● Objective: Below are the records; locate each line with the word "this" and copy it.

● Task inputs:
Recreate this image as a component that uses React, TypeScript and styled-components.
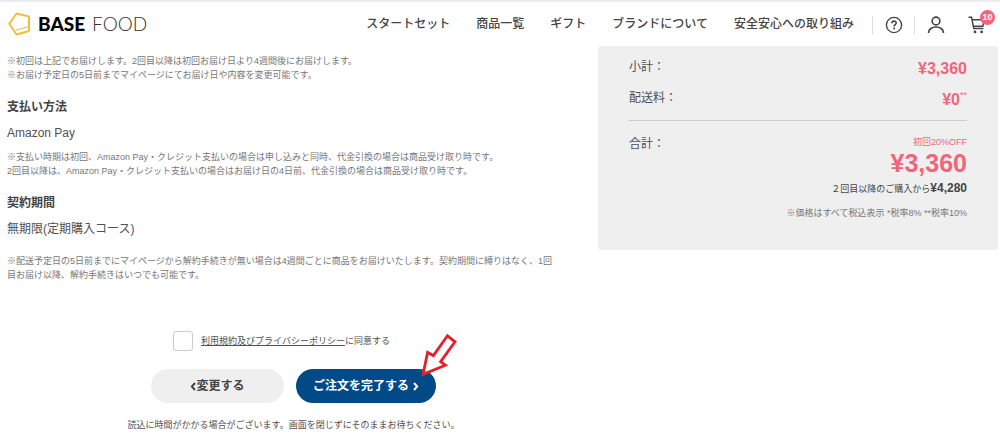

---

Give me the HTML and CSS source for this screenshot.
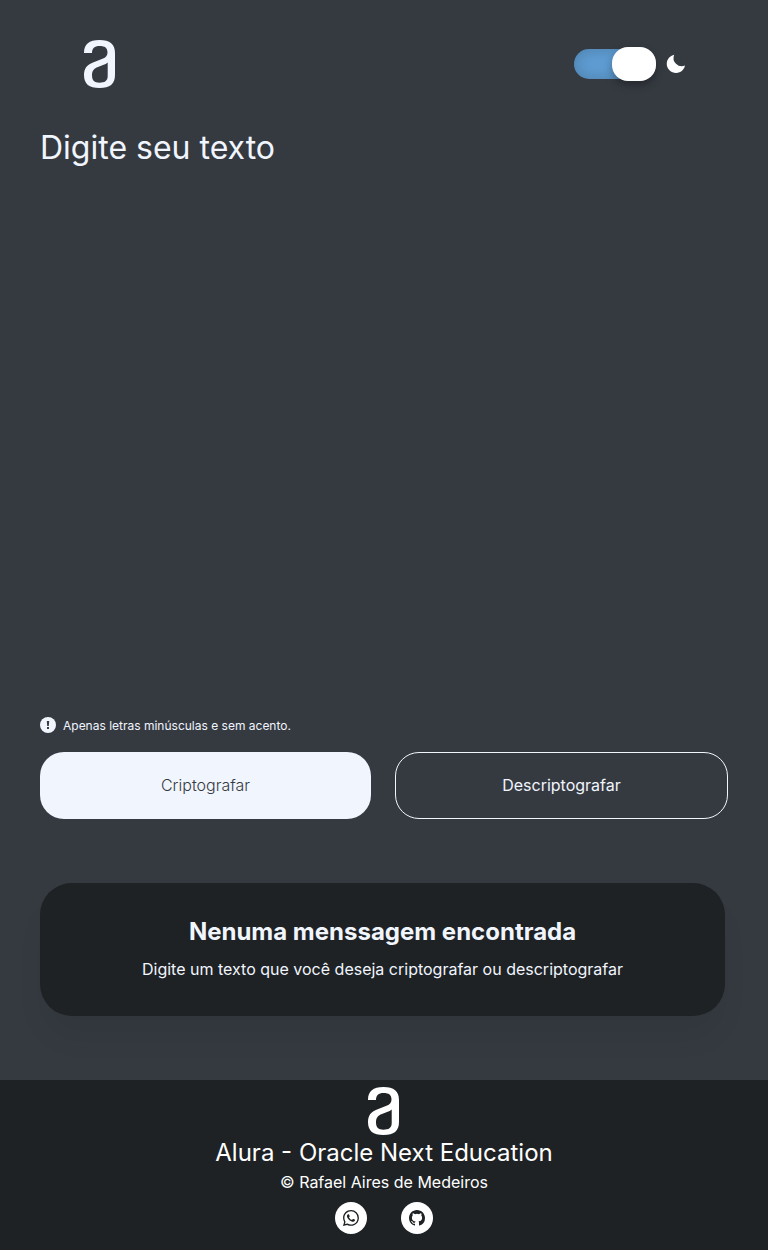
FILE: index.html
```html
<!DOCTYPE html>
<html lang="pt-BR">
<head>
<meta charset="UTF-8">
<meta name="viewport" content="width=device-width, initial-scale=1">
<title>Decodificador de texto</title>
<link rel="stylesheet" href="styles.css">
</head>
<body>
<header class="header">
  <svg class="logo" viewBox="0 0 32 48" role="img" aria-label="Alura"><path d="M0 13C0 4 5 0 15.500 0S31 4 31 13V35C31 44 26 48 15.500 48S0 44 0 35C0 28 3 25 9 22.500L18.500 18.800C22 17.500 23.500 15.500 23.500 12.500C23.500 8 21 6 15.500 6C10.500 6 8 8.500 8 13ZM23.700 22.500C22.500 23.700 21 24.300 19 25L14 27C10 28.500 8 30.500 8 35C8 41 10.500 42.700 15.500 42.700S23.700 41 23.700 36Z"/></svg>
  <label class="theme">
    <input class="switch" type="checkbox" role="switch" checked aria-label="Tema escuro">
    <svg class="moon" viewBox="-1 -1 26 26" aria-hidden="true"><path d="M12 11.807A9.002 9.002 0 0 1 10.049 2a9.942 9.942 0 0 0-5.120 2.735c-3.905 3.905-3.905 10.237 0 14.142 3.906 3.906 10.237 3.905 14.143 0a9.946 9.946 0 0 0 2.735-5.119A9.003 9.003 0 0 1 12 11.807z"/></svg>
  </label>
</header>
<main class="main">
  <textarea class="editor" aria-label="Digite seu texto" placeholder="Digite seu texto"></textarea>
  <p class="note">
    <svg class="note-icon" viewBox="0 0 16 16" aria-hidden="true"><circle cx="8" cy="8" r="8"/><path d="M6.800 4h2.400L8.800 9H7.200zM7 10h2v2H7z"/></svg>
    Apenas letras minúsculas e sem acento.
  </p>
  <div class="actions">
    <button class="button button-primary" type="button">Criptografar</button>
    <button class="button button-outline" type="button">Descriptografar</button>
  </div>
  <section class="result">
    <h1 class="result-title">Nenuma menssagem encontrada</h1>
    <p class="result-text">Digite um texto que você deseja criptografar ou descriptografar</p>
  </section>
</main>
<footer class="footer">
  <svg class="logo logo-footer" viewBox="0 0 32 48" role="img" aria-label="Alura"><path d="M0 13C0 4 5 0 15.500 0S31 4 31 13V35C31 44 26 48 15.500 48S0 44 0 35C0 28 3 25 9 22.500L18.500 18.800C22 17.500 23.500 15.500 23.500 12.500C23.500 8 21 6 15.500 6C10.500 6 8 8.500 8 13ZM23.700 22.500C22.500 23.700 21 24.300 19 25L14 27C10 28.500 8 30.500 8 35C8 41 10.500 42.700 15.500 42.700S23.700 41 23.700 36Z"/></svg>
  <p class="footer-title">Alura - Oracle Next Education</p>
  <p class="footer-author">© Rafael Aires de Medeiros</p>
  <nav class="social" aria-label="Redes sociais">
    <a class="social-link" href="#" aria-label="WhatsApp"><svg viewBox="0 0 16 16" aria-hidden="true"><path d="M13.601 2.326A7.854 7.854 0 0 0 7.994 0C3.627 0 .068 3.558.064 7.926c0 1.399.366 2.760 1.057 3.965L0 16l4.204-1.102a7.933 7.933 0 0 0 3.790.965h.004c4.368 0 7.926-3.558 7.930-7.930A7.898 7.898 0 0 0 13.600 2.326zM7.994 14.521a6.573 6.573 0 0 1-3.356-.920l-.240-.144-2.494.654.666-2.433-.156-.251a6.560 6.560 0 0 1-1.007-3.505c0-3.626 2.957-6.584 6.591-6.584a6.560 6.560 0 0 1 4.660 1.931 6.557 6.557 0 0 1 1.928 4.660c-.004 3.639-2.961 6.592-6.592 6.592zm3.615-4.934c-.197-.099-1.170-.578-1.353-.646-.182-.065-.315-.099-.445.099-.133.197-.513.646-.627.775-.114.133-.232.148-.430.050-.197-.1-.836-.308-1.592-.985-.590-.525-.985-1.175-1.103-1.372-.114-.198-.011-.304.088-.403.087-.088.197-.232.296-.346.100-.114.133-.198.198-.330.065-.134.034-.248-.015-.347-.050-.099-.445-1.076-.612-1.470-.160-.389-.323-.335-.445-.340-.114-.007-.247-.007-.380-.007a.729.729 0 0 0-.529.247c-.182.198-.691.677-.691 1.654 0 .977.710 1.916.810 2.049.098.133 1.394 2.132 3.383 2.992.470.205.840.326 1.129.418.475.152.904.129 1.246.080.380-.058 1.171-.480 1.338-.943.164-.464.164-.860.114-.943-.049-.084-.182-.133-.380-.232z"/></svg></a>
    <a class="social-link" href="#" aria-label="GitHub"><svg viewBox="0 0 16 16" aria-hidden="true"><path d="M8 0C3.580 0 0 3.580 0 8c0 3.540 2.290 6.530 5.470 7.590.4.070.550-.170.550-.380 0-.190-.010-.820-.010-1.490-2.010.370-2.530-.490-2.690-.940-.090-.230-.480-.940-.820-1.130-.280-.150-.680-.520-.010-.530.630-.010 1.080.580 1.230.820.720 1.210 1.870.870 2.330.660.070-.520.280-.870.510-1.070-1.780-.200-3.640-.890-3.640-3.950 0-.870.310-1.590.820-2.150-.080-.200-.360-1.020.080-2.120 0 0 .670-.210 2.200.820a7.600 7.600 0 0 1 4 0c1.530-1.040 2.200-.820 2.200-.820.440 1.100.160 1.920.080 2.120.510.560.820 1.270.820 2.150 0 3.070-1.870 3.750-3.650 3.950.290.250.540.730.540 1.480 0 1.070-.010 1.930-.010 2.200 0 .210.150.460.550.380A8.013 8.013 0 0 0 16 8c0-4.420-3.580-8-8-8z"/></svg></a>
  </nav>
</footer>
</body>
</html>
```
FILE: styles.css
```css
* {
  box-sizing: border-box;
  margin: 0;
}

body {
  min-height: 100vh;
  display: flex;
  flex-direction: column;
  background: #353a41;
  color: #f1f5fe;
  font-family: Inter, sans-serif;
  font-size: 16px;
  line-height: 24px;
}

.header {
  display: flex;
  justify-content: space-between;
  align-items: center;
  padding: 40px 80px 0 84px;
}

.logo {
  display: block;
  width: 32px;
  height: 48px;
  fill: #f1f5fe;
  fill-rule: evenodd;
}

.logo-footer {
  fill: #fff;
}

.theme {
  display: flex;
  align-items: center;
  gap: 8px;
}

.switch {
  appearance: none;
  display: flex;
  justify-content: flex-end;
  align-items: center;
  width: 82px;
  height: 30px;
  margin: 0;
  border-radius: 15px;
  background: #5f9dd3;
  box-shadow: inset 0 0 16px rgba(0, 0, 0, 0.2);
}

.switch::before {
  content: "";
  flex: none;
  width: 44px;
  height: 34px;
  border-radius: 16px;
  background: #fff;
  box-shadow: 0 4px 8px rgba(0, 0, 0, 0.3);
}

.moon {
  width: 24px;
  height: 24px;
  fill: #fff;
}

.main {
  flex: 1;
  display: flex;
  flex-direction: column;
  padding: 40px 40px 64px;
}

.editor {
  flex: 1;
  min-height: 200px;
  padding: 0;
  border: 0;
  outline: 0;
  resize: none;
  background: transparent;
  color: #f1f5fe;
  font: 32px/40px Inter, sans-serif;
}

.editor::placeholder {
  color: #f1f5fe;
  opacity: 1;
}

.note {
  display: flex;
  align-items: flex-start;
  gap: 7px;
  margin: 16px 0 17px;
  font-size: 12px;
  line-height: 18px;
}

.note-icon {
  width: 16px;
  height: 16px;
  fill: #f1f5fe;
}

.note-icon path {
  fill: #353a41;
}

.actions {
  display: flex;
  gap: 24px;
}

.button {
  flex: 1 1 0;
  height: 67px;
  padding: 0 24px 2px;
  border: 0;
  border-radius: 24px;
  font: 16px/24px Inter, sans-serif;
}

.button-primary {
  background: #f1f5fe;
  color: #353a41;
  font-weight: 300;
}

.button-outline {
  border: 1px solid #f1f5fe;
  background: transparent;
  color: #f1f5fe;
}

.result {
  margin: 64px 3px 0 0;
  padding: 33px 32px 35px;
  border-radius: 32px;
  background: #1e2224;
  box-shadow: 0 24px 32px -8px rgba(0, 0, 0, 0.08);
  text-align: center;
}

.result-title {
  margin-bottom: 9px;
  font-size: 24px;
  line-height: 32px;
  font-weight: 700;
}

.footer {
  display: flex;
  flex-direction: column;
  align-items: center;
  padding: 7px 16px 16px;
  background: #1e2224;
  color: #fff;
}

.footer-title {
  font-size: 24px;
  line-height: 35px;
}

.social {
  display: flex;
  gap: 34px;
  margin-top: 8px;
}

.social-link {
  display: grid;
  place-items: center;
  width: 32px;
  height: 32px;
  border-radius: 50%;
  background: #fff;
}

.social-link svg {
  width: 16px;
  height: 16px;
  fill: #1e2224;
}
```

● Output below:
Recreate this image as a component that uses React, TypeScript and styled-components.
Give me the HTML and CSS source for this screenshot.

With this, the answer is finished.